The case for telling the truth
Dr. David Johnson is well-known for his belief that parents shouldn’t lie to their kids about Santa. He’s written a book called The Myths That Stole Christmas, penned several articles for the Psychology Today blog and various other websites, and been interviewed many times, including on Huffpost Live. He’s also received a lot of hate mail from parents who disagree with him.

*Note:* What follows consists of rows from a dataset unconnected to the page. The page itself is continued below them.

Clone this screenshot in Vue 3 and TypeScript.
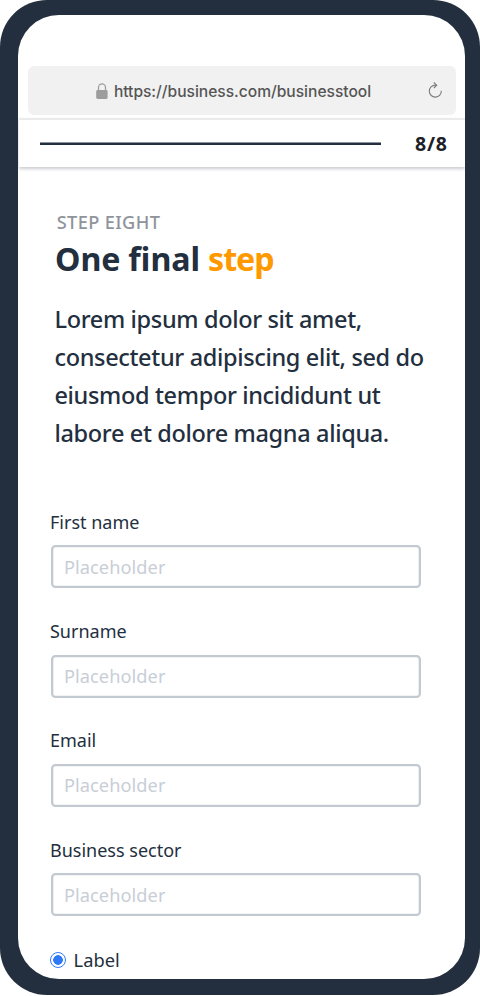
<script setup lang="ts">
import { ref } from 'vue'

interface Field {
  id: string
  label: string
}

const fields: Field[] = [
  { id: 'first-name', label: 'First name' },
  { id: 'surname', label: 'Surname' },
  { id: 'email', label: 'Email' },
  { id: 'sector', label: 'Business sector' },
]
const values = ref<Record<string, string>>({})
const picked = ref('label')
</script>

<template>
  <div class="phone">
    <div class="screen">
      <div class="browser">
        <div class="address">
          <svg class="lock" width="12" height="17" viewBox="0 0 12 17">
            <path d="M2.5 8V4.6a3.5 3.7 0 0 1 7 0V8" fill="none" stroke="#9d9d9d" stroke-width="1.3" />
            <rect x="0.2" y="7" width="11.4" height="9" rx="1.4" fill="#9d9d9d" />
          </svg>
          <span class="url">https://business.com/businesstool</span>
          <svg class="reload" width="15" height="17" viewBox="0 0 15 17" fill="none" stroke="#7d7d7d" stroke-width="1.1">
            <path d="M8.6 3.1H7.3A6 6 0 1 0 13.3 8.7" />
            <path d="M5.8 0.5L8.7 3.2L5.9 6" />
          </svg>
        </div>
      </div>
      <header class="progress">
        <div class="track"></div>
        <span class="count">8/8</span>
      </header>
      <main class="content">
        <p class="eyebrow">STEP EIGHT</p>
        <h1 class="title">One final <span class="accent">step</span></h1>
        <p class="lead">
          Lorem ipsum dolor sit amet,<br />
          consectetur adipiscing elit, sed do<br />
          eiusmod tempor incididunt ut<br />
          labore et dolore magna aliqua.
        </p>
        <form class="form" @submit.prevent>
          <div v-for="f in fields" :key="f.id" class="field">
            <label class="label" :for="f.id">{{ f.label }}</label>
            <input :id="f.id" v-model="values[f.id]" class="input" type="text" placeholder="Placeholder" />
          </div>
          <label class="choice">
            <input v-model="picked" class="radio" type="radio" value="label" />
            <span class="choice-text">Label</span>
          </label>
        </form>
      </main>
    </div>
  </div>
</template>

<style>
body {
  background: #fff;
}
</style>

<style scoped>
.phone {
  box-sizing: border-box;
  width: 480px;
  height: 995.4px;
  padding: 15.3px 15.3px 16px 17.7px;
  border-radius: 47px;
  background: #232f3e;
  font-family: "Noto Sans", "Open Sans", sans-serif;
  color: #232f3e;
}
.screen {
  height: 100%;
  box-sizing: border-box;
  padding-top: 51px;
  border-radius: 41px;
  background: #fff;
  overflow: hidden;
}
.browser {
  padding: 0 8.7px 3px 10.7px;
}
.address {
  display: flex;
  align-items: center;
  height: 49px;
  box-sizing: border-box;
  padding: 1px 13px 0 67.5px;
  border-radius: 6px;
  background: #f1f1f1;
}
.url {
  margin: 1px 0 0 6px;
  font-family: Inter, sans-serif;
  font-size: 15.6px;
  line-height: 20px;
  font-weight: 450;
  letter-spacing: -0.02px;
  color: #555;
}
.reload {
  margin: -1.5px 0 0 auto;
}
.progress {
  display: flex;
  align-items: center;
  box-sizing: border-box;
  height: 48.5px;
  margin-left: 1.3px;
  padding: 0.6px 17.5px 0 21px;
  border-top: 2px solid #e9ebed;
  box-shadow: 0 2px 3px rgba(35, 47, 62, 0.24);
}
.track {
  width: 341.5px;
  height: 3px;
  background: linear-gradient(rgba(35, 47, 62, 0.5) 1px, #232f3e 1px);
}
.count {
  margin-left: auto;
  font-size: 19.5px;
  line-height: 24px;
  font-weight: 700;
  letter-spacing: 0.7px;
  margin-right: -0.4px;
  color: #1c2128;
}
.content {
  padding: 43.3px 0 0 32.3px;
}
.eyebrow {
  margin: 0 0 0 6.7px;
  font-size: 18.2px;
  line-height: 25px;
  font-weight: 500;
  letter-spacing: 0.38px;
  color: #8f949b;
}
.title {
  margin: 4px 0 0 5px;
  font-size: 32.2px;
  line-height: 40px;
  font-weight: 700;
  word-spacing: -0.6px;
}
.accent {
  color: #ff9900;
  letter-spacing: -1px;
}
.lead {
  margin: 21px 0 0 4.5px;
  font-size: 23.5px;
  line-height: 38px;
  font-weight: 500;
  letter-spacing: -0.35px;
  white-space: nowrap;
}
.form {
  padding-top: 57.6px;
}
.field {
  height: 109.35px;
}
.label {
  display: block;
  font-size: 18px;
  line-height: 25px;
  font-weight: 440;
}
.input {
  display: block;
  box-sizing: border-box;
  width: 370px;
  height: 43px;
  margin: 10.5px 0 0 0.9px;
  padding: 0 11px;
  border: 2px solid #c3c9d1;
  border-radius: 4.5px;
  box-shadow: inset 0 0 0 0.3px #c3c9d1;
  background: #fff;
  outline: none;
  font-family: inherit;
  font-size: 18.2px;
  letter-spacing: 0.08px;
  color: #232f3e;
}
.input::placeholder {
  color: #c8ced6;
  opacity: 1;
}
.choice {
  display: flex;
  align-items: center;
  height: 25px;
  font-size: 18.3px;
  line-height: 25px;
}
.radio {
  appearance: none;
  box-sizing: border-box;
  width: 16px;
  height: 16px;
  margin: 0;
  border: 1.4px solid #347bf5;
  border-radius: 50%;
  background: radial-gradient(circle, #2f78f6 4.5px, #fff 5.1px);
}
.choice-text {
  margin: -1px 0 0 7.6px;
}
</style>
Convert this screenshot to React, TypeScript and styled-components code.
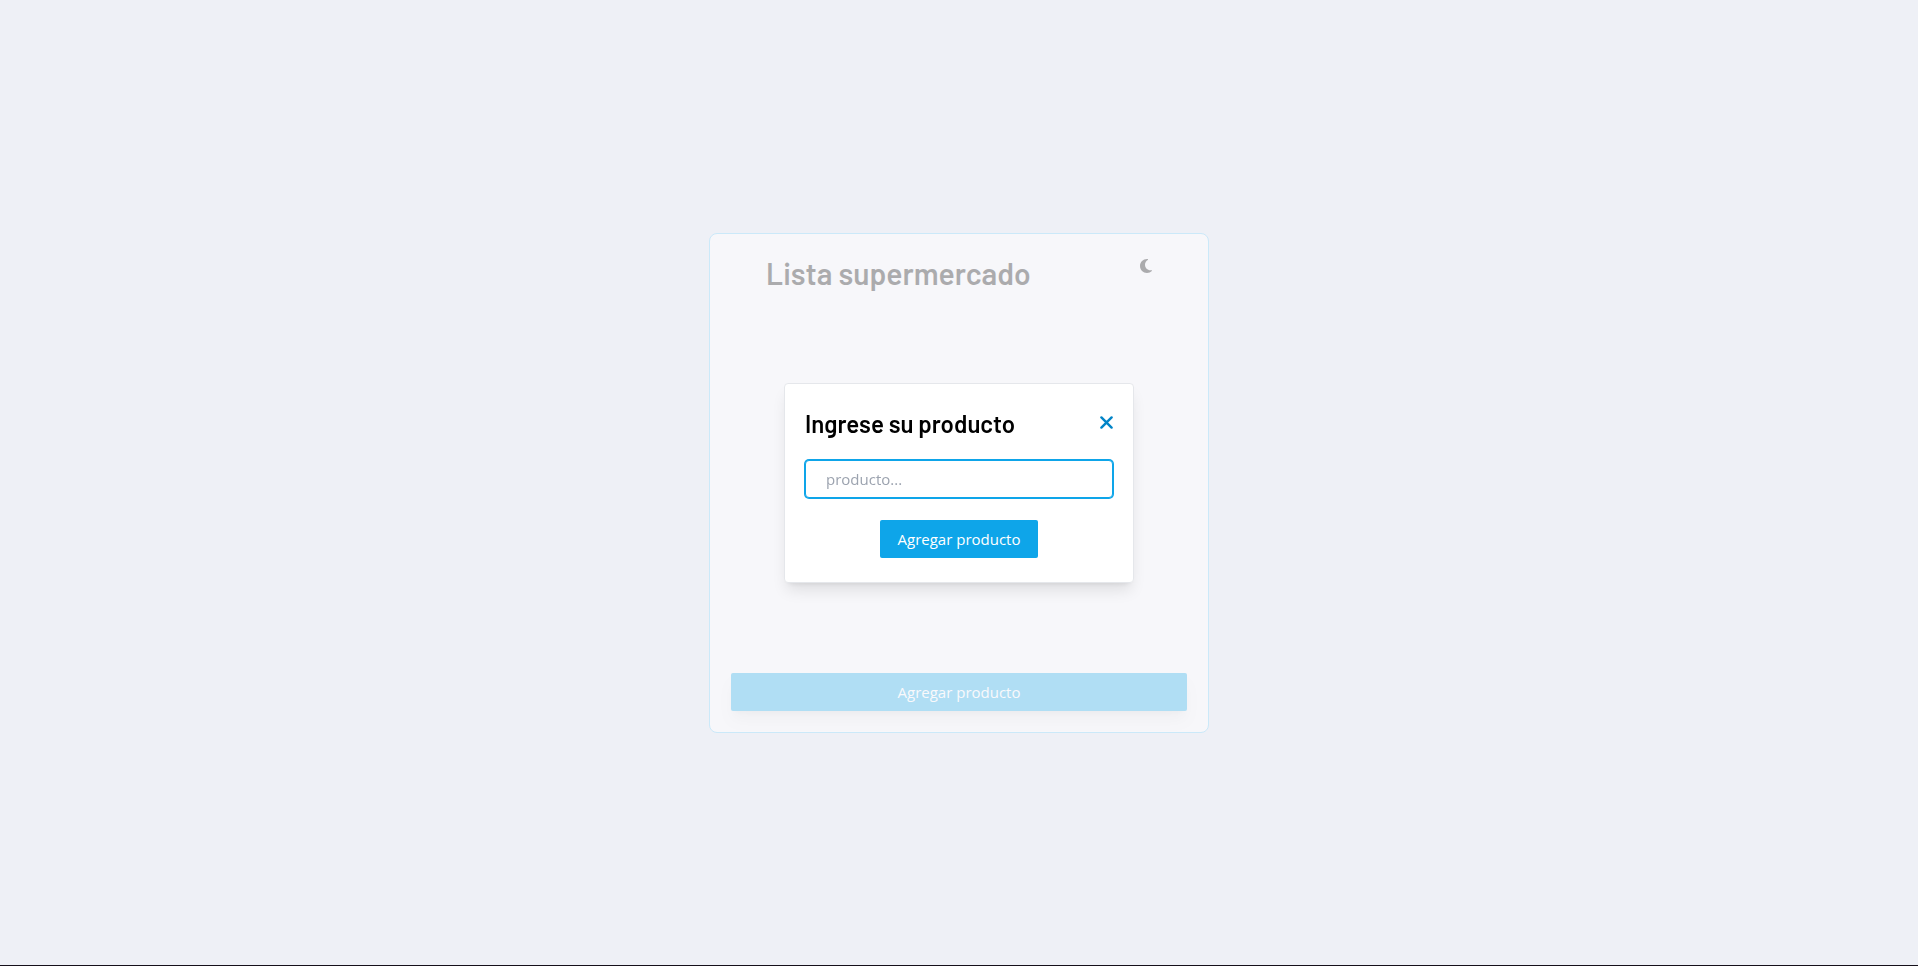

Dr. Johnson says that it’s wrong to lie and that telling your child Santa exists isn’t doing a greater, justifying good for your child. He believes this lie doesn’t promote imagination because parents are tricking kids into thinking he is real, rather than allowing them to imagine he exists. He also says that the Santa lie isn’t a necessary ingredient in the magic of the holidays and that it robs parents of appreciation; instead of thanking their parents for their generosity and love, kids are thanking Santa. Further, and perhaps most importantly, the Santa lie threatens parental trustworthiness. Kids usually trust their parents more than anyone else in the world, and learning that their parents have been lying to them for years (even a “good” lie like Santa) can be very upsetting if not traumatic.
When your kids find out
Many kids find out about Santa on their own around age seven or eight, and according to Siegel, when they do, it’s not that big of a deal. Siegel says that most kids handle it well when they find out a myth isn’t real, and they actually tend to handle it better than parents. He notes that kids realize their parents aren’t all-powerful, but that happens during adolescence anyway.
Talking to your kids
If your kids are upset that you lied to them, acknowledge their disappointment and ask them about their feelings. You can tell them that Santa is a tradition that your family shares and encourage them to remember the fun and happiness that Santa brought to the holidays.